» The task
For each line below that contains the string "React", copy that line.

» Extracted data
+ + +

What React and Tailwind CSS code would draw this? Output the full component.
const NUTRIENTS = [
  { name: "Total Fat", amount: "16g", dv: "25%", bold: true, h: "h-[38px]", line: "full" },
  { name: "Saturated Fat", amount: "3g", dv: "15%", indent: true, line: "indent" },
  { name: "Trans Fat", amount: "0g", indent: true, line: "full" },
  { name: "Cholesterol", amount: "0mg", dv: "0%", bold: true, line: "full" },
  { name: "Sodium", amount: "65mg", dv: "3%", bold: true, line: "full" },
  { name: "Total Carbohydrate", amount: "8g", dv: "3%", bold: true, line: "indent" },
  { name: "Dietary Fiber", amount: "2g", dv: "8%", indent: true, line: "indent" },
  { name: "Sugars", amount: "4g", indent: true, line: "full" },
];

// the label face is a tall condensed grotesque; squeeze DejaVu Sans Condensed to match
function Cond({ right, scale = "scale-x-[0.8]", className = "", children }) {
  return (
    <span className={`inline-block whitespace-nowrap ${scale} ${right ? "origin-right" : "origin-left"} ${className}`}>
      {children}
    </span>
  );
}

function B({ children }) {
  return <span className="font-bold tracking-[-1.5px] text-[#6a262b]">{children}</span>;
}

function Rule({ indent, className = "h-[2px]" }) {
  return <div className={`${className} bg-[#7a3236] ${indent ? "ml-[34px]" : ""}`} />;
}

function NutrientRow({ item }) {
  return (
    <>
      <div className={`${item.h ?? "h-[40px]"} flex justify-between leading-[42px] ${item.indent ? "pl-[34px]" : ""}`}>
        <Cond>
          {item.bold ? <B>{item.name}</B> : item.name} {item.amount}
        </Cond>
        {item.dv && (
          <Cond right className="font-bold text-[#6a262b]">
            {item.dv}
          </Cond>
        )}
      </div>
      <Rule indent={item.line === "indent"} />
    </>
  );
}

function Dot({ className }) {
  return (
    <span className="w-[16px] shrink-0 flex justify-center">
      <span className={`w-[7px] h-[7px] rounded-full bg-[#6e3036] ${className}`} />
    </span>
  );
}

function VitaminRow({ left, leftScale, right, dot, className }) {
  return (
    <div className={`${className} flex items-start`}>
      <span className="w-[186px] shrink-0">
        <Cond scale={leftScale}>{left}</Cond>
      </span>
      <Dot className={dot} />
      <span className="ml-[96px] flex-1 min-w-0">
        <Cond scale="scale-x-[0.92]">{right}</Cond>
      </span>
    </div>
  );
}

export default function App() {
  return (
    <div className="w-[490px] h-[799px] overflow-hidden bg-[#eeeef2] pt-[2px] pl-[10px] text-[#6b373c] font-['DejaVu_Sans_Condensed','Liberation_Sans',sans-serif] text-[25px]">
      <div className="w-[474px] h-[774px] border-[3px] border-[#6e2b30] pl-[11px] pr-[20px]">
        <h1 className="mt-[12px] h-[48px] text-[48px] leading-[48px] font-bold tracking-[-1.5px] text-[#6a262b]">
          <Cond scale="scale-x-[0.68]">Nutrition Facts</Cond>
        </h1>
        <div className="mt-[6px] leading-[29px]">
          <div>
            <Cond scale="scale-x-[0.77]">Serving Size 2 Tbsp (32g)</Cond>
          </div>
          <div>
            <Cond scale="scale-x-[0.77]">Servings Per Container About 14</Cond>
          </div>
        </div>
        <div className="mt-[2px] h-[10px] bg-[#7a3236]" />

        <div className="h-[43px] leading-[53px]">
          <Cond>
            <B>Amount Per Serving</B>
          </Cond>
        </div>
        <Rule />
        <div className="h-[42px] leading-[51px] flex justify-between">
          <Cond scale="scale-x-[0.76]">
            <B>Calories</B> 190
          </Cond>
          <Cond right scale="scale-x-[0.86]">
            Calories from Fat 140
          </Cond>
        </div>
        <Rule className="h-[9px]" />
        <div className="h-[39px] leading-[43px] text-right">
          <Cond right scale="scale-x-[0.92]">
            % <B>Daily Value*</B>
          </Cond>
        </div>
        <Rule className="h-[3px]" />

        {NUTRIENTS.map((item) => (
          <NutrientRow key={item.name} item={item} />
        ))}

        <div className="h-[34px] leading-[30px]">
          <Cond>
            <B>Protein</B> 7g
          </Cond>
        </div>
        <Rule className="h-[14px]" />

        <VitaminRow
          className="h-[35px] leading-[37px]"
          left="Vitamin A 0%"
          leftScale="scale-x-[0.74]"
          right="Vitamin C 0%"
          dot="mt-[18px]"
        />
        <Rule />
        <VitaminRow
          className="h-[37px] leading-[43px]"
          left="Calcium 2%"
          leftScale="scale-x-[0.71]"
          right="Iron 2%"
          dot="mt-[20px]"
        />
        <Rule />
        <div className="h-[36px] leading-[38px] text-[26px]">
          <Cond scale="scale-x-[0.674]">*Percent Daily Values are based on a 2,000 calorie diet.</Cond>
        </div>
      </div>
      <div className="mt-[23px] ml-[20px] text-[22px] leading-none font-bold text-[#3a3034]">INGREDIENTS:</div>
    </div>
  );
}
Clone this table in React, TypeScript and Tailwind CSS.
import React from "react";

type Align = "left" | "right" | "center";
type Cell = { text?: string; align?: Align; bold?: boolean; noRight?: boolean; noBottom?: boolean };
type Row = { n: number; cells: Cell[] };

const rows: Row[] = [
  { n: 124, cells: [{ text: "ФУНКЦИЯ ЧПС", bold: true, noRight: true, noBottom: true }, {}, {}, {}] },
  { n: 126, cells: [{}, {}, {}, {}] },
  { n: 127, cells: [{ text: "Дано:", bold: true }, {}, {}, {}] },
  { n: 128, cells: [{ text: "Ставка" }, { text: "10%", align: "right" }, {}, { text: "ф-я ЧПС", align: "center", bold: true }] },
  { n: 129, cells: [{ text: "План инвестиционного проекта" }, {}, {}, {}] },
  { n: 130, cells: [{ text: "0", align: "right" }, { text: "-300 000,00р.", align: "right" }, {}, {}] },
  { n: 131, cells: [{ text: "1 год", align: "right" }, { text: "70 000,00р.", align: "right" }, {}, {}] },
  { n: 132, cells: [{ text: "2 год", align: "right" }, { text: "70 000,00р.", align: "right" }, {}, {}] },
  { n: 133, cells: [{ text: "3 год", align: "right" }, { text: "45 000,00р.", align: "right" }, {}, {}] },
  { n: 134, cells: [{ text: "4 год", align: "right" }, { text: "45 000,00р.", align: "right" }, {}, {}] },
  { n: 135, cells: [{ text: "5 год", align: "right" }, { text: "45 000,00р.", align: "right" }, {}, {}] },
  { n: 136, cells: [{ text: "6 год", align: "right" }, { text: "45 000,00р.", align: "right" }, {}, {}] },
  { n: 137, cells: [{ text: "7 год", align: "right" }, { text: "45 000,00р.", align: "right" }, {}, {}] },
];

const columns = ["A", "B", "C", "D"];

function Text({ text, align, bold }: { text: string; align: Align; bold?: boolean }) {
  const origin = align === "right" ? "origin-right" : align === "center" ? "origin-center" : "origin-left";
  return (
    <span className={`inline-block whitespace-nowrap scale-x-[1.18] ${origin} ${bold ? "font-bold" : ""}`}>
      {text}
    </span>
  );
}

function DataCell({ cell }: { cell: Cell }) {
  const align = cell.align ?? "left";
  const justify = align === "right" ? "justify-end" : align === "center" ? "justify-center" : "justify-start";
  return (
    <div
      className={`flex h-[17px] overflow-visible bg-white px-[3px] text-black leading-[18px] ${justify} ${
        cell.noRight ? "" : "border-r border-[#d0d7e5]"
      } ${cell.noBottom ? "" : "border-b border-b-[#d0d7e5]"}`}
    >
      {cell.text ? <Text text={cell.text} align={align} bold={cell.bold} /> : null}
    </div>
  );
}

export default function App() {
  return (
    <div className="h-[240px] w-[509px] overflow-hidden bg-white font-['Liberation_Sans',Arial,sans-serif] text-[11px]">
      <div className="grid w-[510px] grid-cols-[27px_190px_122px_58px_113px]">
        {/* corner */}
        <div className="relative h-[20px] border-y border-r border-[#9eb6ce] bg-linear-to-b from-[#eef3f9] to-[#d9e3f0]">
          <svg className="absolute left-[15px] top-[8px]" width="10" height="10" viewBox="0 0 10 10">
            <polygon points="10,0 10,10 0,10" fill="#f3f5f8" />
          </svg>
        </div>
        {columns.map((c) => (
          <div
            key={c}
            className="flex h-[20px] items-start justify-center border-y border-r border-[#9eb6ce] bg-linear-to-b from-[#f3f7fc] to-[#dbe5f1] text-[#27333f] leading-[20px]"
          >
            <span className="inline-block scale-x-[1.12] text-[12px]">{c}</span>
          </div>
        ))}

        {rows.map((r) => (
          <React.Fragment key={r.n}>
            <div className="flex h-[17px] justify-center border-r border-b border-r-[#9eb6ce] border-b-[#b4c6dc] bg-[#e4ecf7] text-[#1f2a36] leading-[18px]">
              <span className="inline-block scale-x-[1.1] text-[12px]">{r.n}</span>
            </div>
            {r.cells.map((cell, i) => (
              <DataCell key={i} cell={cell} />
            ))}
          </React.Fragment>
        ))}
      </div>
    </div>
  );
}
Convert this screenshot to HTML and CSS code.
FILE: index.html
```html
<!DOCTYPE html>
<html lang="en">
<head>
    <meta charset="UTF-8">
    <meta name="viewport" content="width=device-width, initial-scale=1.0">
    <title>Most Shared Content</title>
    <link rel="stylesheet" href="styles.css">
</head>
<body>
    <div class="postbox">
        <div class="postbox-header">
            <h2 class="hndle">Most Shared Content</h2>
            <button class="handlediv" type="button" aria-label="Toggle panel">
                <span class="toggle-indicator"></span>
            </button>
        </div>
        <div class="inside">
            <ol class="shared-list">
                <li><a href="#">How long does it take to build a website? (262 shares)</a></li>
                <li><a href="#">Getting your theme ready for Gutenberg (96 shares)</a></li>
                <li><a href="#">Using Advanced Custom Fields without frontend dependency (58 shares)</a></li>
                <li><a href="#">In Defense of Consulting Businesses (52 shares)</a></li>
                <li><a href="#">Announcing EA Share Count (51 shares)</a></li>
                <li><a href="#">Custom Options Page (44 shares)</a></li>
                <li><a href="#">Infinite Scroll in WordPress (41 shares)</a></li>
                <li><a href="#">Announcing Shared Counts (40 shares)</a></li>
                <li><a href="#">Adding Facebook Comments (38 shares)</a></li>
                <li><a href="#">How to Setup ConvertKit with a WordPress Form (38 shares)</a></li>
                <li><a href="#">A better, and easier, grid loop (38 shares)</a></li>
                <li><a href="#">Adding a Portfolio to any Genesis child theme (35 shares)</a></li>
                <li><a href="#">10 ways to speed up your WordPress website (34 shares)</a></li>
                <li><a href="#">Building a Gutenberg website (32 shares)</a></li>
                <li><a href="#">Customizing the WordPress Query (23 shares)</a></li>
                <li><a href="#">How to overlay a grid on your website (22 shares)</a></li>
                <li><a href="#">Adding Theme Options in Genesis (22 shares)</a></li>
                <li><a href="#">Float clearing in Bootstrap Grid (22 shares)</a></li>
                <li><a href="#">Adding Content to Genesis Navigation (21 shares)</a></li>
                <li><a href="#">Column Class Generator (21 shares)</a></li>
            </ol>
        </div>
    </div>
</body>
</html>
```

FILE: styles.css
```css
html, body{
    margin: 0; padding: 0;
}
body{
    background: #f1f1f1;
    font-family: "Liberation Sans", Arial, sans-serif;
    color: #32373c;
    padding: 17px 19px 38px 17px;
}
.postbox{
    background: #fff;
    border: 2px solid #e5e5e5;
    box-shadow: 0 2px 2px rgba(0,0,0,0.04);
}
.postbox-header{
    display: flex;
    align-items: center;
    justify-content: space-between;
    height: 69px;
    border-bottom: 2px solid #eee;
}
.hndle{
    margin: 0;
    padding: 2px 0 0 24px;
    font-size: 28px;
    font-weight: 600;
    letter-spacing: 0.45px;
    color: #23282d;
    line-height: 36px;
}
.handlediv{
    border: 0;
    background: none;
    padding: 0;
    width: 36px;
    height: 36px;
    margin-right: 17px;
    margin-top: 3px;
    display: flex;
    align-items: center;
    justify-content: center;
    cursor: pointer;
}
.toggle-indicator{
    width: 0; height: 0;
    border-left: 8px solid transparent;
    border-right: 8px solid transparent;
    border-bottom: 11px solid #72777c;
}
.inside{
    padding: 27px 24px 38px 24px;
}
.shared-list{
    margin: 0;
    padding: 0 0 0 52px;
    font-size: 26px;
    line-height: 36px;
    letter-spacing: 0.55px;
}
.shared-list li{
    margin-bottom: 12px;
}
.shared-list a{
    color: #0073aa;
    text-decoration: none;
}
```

+ + +

» Task response
What React and Tailwind CSS code would draw this? Output the full component.
Clone this table in React, TypeScript and Tailwind CSS.
import React from "react";
          <React.Fragment key={r.n}>
          </React.Fragment>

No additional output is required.